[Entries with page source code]
---------------

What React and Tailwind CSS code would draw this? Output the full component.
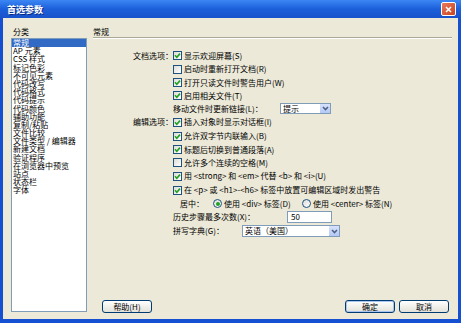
import React from "react";

const Check = ({ checked }) => (
  <span className="w-[9px] h-[9px] border border-[#1C5180] bg-linear-to-br from-[#DCDCD7] to-white flex items-center justify-center shrink-0">
    {checked && (
      <svg width="7" height="7" viewBox="0 0 7 7">
        <path d="M1 3.3 L2.8 5.2 L6 1.6" stroke="#21A121" strokeWidth="1.6" fill="none" />
      </svg>
    )}
  </span>
);

const Radio = ({ checked }) => (
  <span className="w-[9px] h-[9px] rounded-full border border-[#1C5180] bg-linear-to-br from-[#DCDCD7] to-white flex items-center justify-center shrink-0">
    {checked && <span className="w-[4px] h-[4px] rounded-full bg-[#21A121]" />}
  </span>
);

const Arrow = () => (
  <span className="w-[11px] h-full bg-linear-to-b from-[#D7E2FC] to-[#B4C8F6] border-l border-white flex items-center justify-center">
    <svg width="7" height="5" viewBox="0 0 7 5">
      <path d="M1 1 L3.5 3.6 L6 1" stroke="#4D6185" strokeWidth="1.5" fill="none" />
    </svg>
  </span>
);

const items = [
  "常规",
  "AP 元素",
  "CSS 样式",
  "标记色彩",
  "不可见元素",
  "代码改写",
  "代码格式",
  "代码提示",
  "代码颜色",
  "辅助功能",
  "复制/粘贴",
  "文件比较",
  "文件类型 / 编辑器",
  "新建文档",
  "验证程序",
  "在浏览器中预览",
  "站点",
  "状态栏",
  "字体",
];

export default function App() {
  return (
    <div className="w-[461px] h-[323px] bg-[#1650D2] flex flex-col font-['Noto_Sans_CJK_SC','Liberation_Sans',sans-serif] text-black overflow-hidden">
      {/* Title bar */}
      <div className="h-[18px] shrink-0 bg-linear-to-b from-[#3B86F4] via-[#1C5FDA] to-[#1852CB] flex items-center pl-[7px] pr-[5px]">
        <span className="text-white font-bold text-[9px] leading-none [text-shadow:1px_1px_0_#0A2A80]">首选参数</span>
        <span className="ml-auto w-[15px] h-[14px] rounded-[2px] border border-white bg-linear-to-br from-[#E8795A] to-[#C9421E] flex items-center justify-center">
          <svg width="7" height="7" viewBox="0 0 7 7">
            <path d="M1 1 L6 6 M6 1 L1 6" stroke="white" strokeWidth="1.5" />
          </svg>
        </span>
      </div>

      {/* Body */}
      <div className="flex-1 mx-[3px] mb-[4px] bg-[#ECE9D8] flex pl-[8px] pr-[6px] pt-[8px] pb-[7px] text-[8px]">
        {/* Left column */}
        <div className="w-[76px] flex flex-col shrink-0">
          <div className="h-[12px] leading-[12px] pl-[2px]">分类</div>
          <div className="flex-1 bg-white border border-[#7F9DB9] flex flex-col">
            {items.map((it, i) => (
              <div
                key={i}
                className={
                  i === 0
                    ? "h-[8.2px] leading-[8.2px] pl-[1px] bg-[#316AC5] text-white whitespace-pre"
                    : "h-[8.2px] leading-[8.2px] pl-[1px] whitespace-pre"
                }
              >
                {it}
              </div>
            ))}
          </div>
        </div>

        {/* Right column */}
        <div className="flex-1 ml-[6px] flex flex-col">
          <div className="h-[11px] leading-[11px]">常规</div>
          <div className="h-[2px] border-t border-[#ACA899] border-b border-b-white" />

          <div className="mt-[10px] flex flex-col">
            <div className="h-[13px] flex items-center">
              <span className="w-[80px] text-right shrink-0">文档选项：</span>
              <Check checked />
              <span className="ml-[2px]">显示欢迎屏幕(S)</span>
            </div>
            <div className="h-[14px] flex items-center pl-[80px]">
              <Check />
              <span className="ml-[2px]">启动时重新打开文档(R)</span>
            </div>
            <div className="h-[13px] flex items-center pl-[80px]">
              <Check checked />
              <span className="ml-[2px]">打开只读文件时警告用户(W)</span>
            </div>
            <div className="h-[13px] flex items-center pl-[80px]">
              <Check checked />
              <span className="ml-[2px]">启用相关文件(T)</span>
            </div>
            <div className="h-[13px] flex items-center pl-[80px]">
              <span className="w-[107px] shrink-0">移动文件时更新链接(L)：</span>
              <div className="w-[51px] h-[11px] bg-white border border-[#7F9DB9] flex items-center">
                <span className="flex-1 pl-[2px] leading-none">提示</span>
                <Arrow />
              </div>
            </div>
            <div className="h-[14px] flex items-center">
              <span className="w-[80px] text-right shrink-0">编辑选项：</span>
              <Check checked />
              <span className="ml-[2px]">插入对象时显示对话框(I)</span>
            </div>
            <div className="h-[14px] flex items-center pl-[80px]">
              <Check checked />
              <span className="ml-[2px]">允许双字节内联输入(B)</span>
            </div>
            <div className="h-[13px] flex items-center pl-[80px]">
              <Check checked />
              <span className="ml-[2px]">标题后切换到普通段落(A)</span>
            </div>
            <div className="h-[13px] flex items-center pl-[80px]">
              <Check />
              <span className="ml-[2px]">允许多个连续的空格(M)</span>
            </div>
            <div className="h-[14px] flex items-center pl-[80px]">
              <Check checked />
              <span className="ml-[2px] whitespace-pre">{"用 <strong> 和 <em> 代替 <b> 和 <i>(U)"}</span>
            </div>
            <div className="h-[14px] flex items-center pl-[80px]">
              <Check checked />
              <span className="ml-[2px] whitespace-pre">{"在 <p> 或 <h1>-<h6> 标签中放置可编辑区域时发出警告"}</span>
            </div>
            <div className="h-[13px] flex items-center pl-[87px]">
              <span className="w-[33px] shrink-0">居中：</span>
              <Radio checked />
              <span className="ml-[2px] w-[78px] shrink-0 whitespace-pre">{"使用 <div> 标签(D)"}</span>
              <Radio />
              <span className="ml-[2px] whitespace-pre">{"使用 <center> 标签(N)"}</span>
            </div>
            <div className="h-[13px] flex items-center pl-[80px]">
              <span className="w-[114px] shrink-0">历史步骤最多次数(X)：</span>
              <div className="w-[45px] h-[12px] bg-white border border-[#7F9DB9] flex items-center pl-[3px] leading-none">
                50
              </div>
            </div>
            <div className="h-[16px] flex items-center pl-[80px]">
              <span className="w-[69px] shrink-0">拼写字典(G)：</span>
              <div className="w-[98px] h-[12px] bg-white border border-[#7F9DB9] flex items-center">
                <span className="flex-1 pl-[2px] leading-none">英语（美国）</span>
                <Arrow />
              </div>
            </div>
          </div>

          <div className="mt-auto mb-[-1px] flex items-center pl-[9px] pr-[3px]">
            <button className="w-[50px] h-[13px] rounded-[3px] border border-[#003C74] bg-linear-to-b from-white to-[#E3E2DA] text-[8px] leading-none flex items-center justify-center">
              帮助(H)
            </button>
            <button className="ml-auto w-[50px] h-[13px] rounded-[3px] border border-[#003C74] bg-linear-to-b from-white to-[#E3E2DA] shadow-[inset_0_0_0_1px_#A8C6F0] text-[8px] leading-none flex items-center justify-center">
              确定
            </button>
            <button className="ml-[4px] w-[50px] h-[13px] rounded-[3px] border border-[#003C74] bg-linear-to-b from-white to-[#E3E2DA] text-[8px] leading-none flex items-center justify-center">
              取消
            </button>
          </div>
        </div>
      </div>
    </div>
  );
}
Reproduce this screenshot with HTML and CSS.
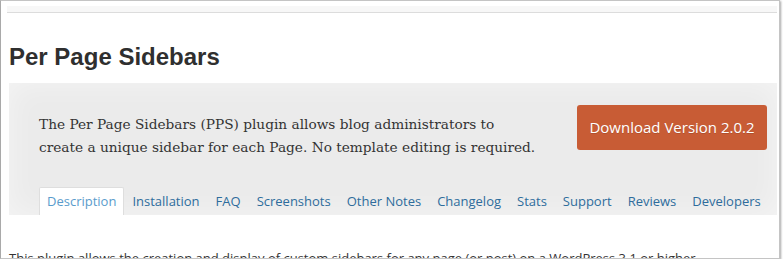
FILE: index.html
```html
<!DOCTYPE html>
<html>
  <head>
    <title>Per Page Sidebars</title>
    <meta name="viewport" content="width=device-width, initial-scale=1.0" />
    <link rel="stylesheet" href="styles.css">
  </head>

  <body>
    <div class="window">
      <div class="top-bar"></div>
      <div class="plugin">
        <h1 class="plugin-title">Per Page Sidebars</h1>
        <div class="banner">
          <div class="banner-top">
            <p class="summary">
              The Per Page Sidebars (PPS) plugin allows blog administrators to<br>
              create a unique sidebar for each Page. No template editing is required.
            </p>
            <a class="download" href="#">Download Version 2.0.2</a>
          </div>
          <ul class="tabs">
            <li class="tab active"><a href="#">Description</a></li>
            <li class="tab"><a href="#">Installation</a></li>
            <li class="tab"><a href="#">FAQ</a></li>
            <li class="tab"><a href="#">Screenshots</a></li>
            <li class="tab"><a href="#">Other Notes</a></li>
            <li class="tab"><a href="#">Changelog</a></li>
            <li class="tab"><a href="#">Stats</a></li>
            <li class="tab"><a href="#">Support</a></li>
            <li class="tab"><a href="#">Reviews</a></li>
            <li class="tab"><a href="#">Developers</a></li>
          </ul>
        </div>
        <p class="intro">
          This plugin allows the creation and display of custom sidebars for any page (or post) on a WordPress 3.1 or higher
        </p>
      </div>
    </div>
  </body>
</html>
```

FILE: styles.css
```css
* {
  box-sizing: border-box;
}
body {
  margin: 0;
  background: #fff;
  font-family: "Open Sans", sans-serif;
}
.window {
  width: 780px;
  height: 259px;
  border: 1px solid #c4c4c4;
  border-left-color: #a9a9a9;
  box-shadow: 1px 1px 2px rgba(0, 0, 0, 0.35);
  background: #fff;
  overflow: hidden;
  padding: 5px 2px 0 6px;
}
.top-bar {
  height: 7px;
  background: #f7f7f7;
  border-bottom: 1px solid #dcdcdc;
}
.plugin {
  margin-left: 2px;
}
.plugin-title {
  margin: 30px 0 12px;
  font-family: "Liberation Sans", Arial, sans-serif;
  font-size: 24px;
  line-height: 28px;
  font-weight: bold;
  color: #2f2f2f;
}
.banner {
  background: #ebebeb;
  box-shadow: inset 0 0 30px rgba(255, 255, 255, 0.5);
  padding: 22px 10px 0 30px;
}
.banner-top {
  display: flex;
  justify-content: space-between;
  align-items: flex-start;
}
.summary {
  margin: 0;
  padding-top: 8px;
  font-family: "DejaVu Serif", Georgia, serif;
  font-size: 13.7px;
  line-height: 23px;
  color: #333;
}
.download {
  display: block;
  width: 190px;
  height: 45px;
  line-height: 45px;
  text-align: center;
  background: #c85c35;
  border-radius: 3px;
  color: #fff;
  font-size: 15px;
  text-decoration: none;
  text-shadow: 0 1px 0 rgba(0, 0, 0, 0.15);
}
.tabs {
  display: flex;
  margin: 28px 0 0;
  padding: 0;
  list-style: none;
  white-space: nowrap;
}
.tab {
  flex: none;
}
.tab a {
  display: block;
  height: 28px;
  padding: 4px 7px 0;
  border: 1px solid transparent;
  border-bottom: 0;
  border-radius: 2px 2px 0 0;
  font-size: 13px;
  line-height: 18px;
  color: #2e6c9c;
  text-decoration: none;
}
.tab.active a {
  background: #fff;
  border-color: #dedede;
  color: #5a9ccc;
}
.intro {
  margin: 34px 0 0;
  font-size: 13px;
  line-height: 18px;
  color: #333;
  white-space: nowrap;
}
```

---------------

Without the pictures, write out the lines from the beginning of the entries through the line with "import React from".

What React and Tailwind CSS code would draw this? Output the full component.
import React from "react";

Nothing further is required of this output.